White knew all the words.

“We’re going to change things, one by one, rearrange things …,” say the lyrics to Grammer’s song “Circle of Lights.”

White’s final wish: “Before I leave Guilderland, I want to make sure that I hand this off to somebody …. I certainly would be happy to work with anybody who wanted to get this up and running in their classroom.”

We urge a teacher to take White up on this request and continue the Change for Change initiative.

But more, we see in the lessons White has taught something we can all learn from.

We, as a nation, are withdrawing from helping others in this world we all share.

Issa runs an orphanage to help children whose parents died of AIDS. Our nation this past year stopped delivery of life-saving HIV medicines and the provision of HIV prevention services to millions of people whose lives depend on them — including in Uganda.

A story published by UNAIDS showed the devastation that shutdown caused through the lens of one Ugandan’s experience.

When 22-year-old Jokpee Emmanuel arrived at Reach Out Mbuya in Kampala, expecting to attend the Friends Forum — a safe space for young people to gather, share and support each other — he was instead met with a sign on the gate saying it was closed because of the suspension of funds from the United States.

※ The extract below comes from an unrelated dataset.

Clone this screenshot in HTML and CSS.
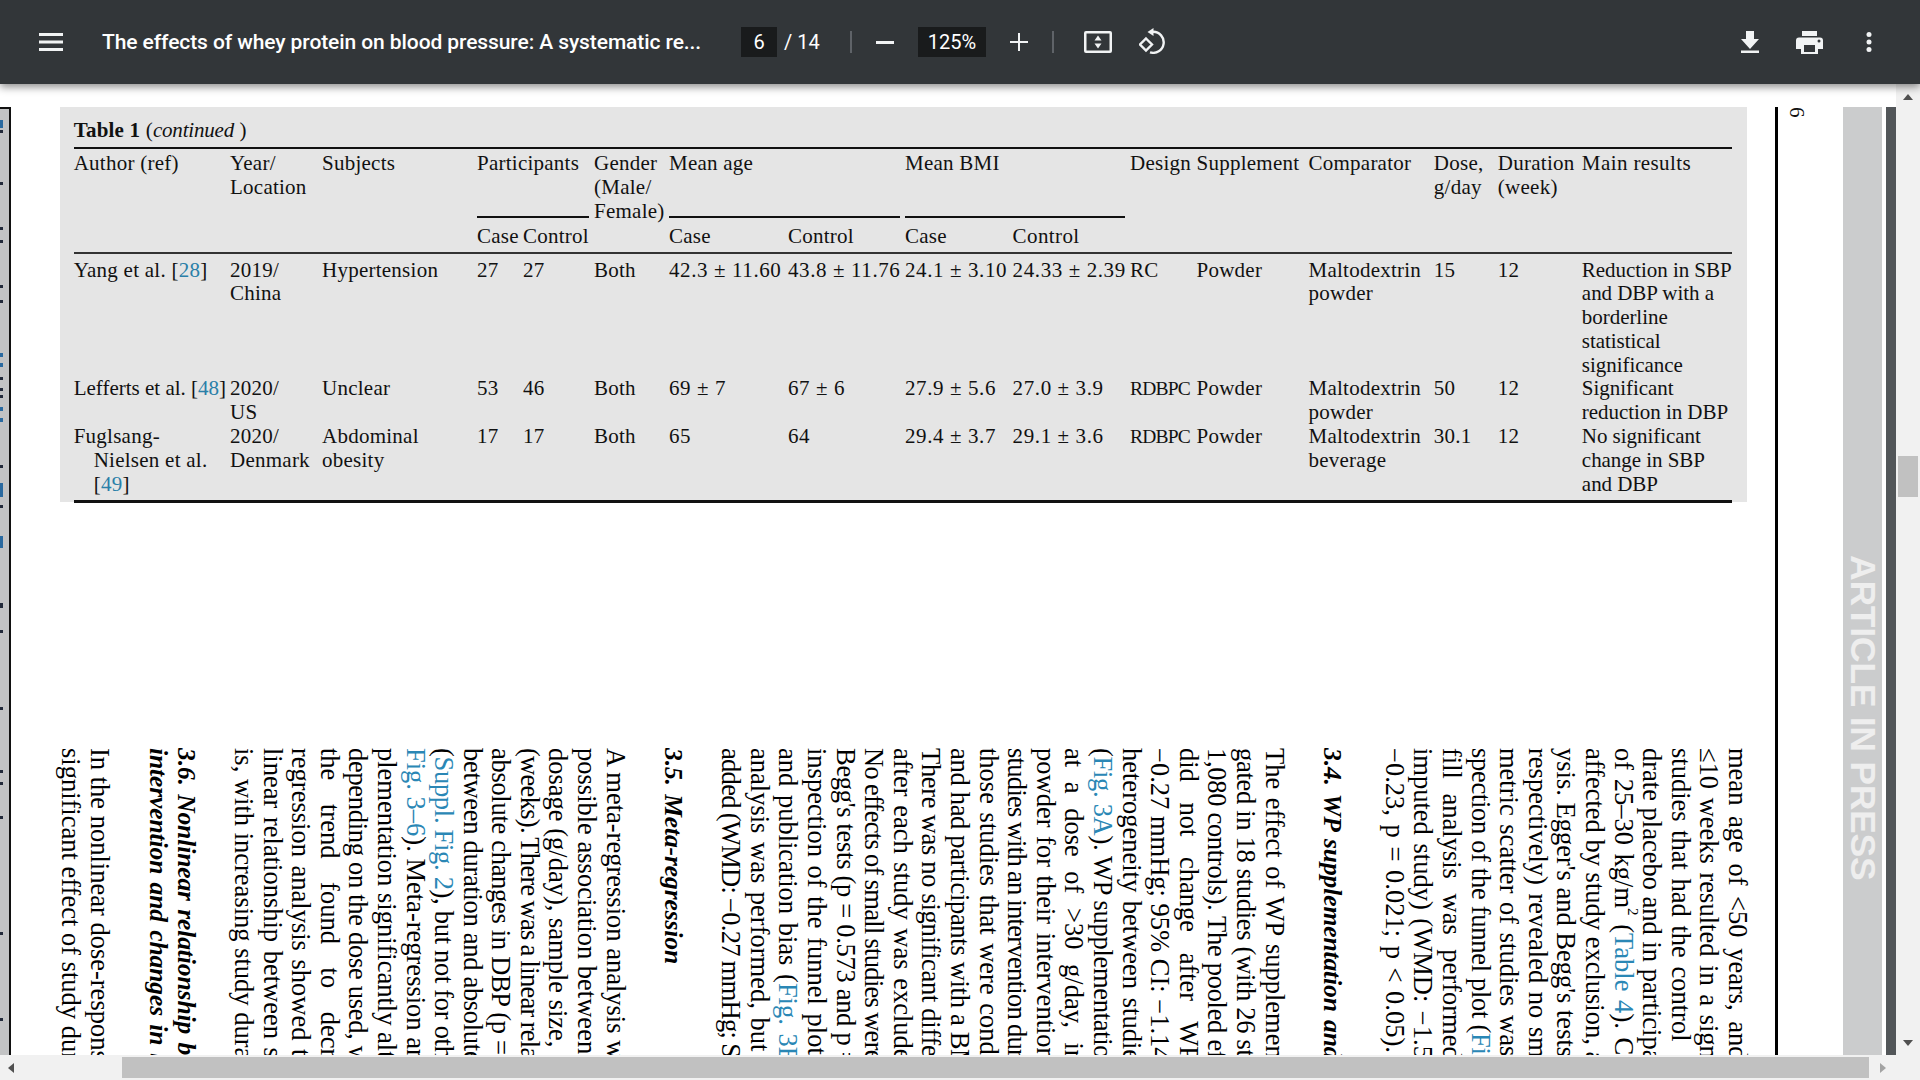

“The Reach Out Mbuya community health initiative is not just a health facility,” says the UNAIDS story. “It is a lifeline. For years, it served Uganda’s most vulnerable communities, offering care that goes far beyond medicine. For Jokpee, who was born with HIV, Reach Out provided access to antiretroviral therapy, emotional support, school tuition and dignity.

“‘Reach Out was like a second home,’ he says. ‘They did not just give me medicines. They cared for me and reminded me that I am more than my diagnosis. I could live a full life.’”

Do many of us care about suffering on the other side of the world, about burdens borne by people we’ll never meet?

What gives us hope is thinking about the lessons learned by White’s students.

They have learned the difference between meeting needs and satisfying wants.

They have come to understand that, when one person has a spare coin, it won’t buy much. But, when an entire class comes together — bringing along a grandmother besides — to contribute unused change, it can make a difference.

They have seen, in real terms, the hope and joy their contributions have brought, helping children on the other side of the world whom they will never know.

And perhaps most importantly of all, the process of collecting and sending those coins may have changed the children themselves. As Mahatma Gandhi wrote well over a century ago, “A wonderful thing it is and the source of our happiness. We need not wait to see what others do.”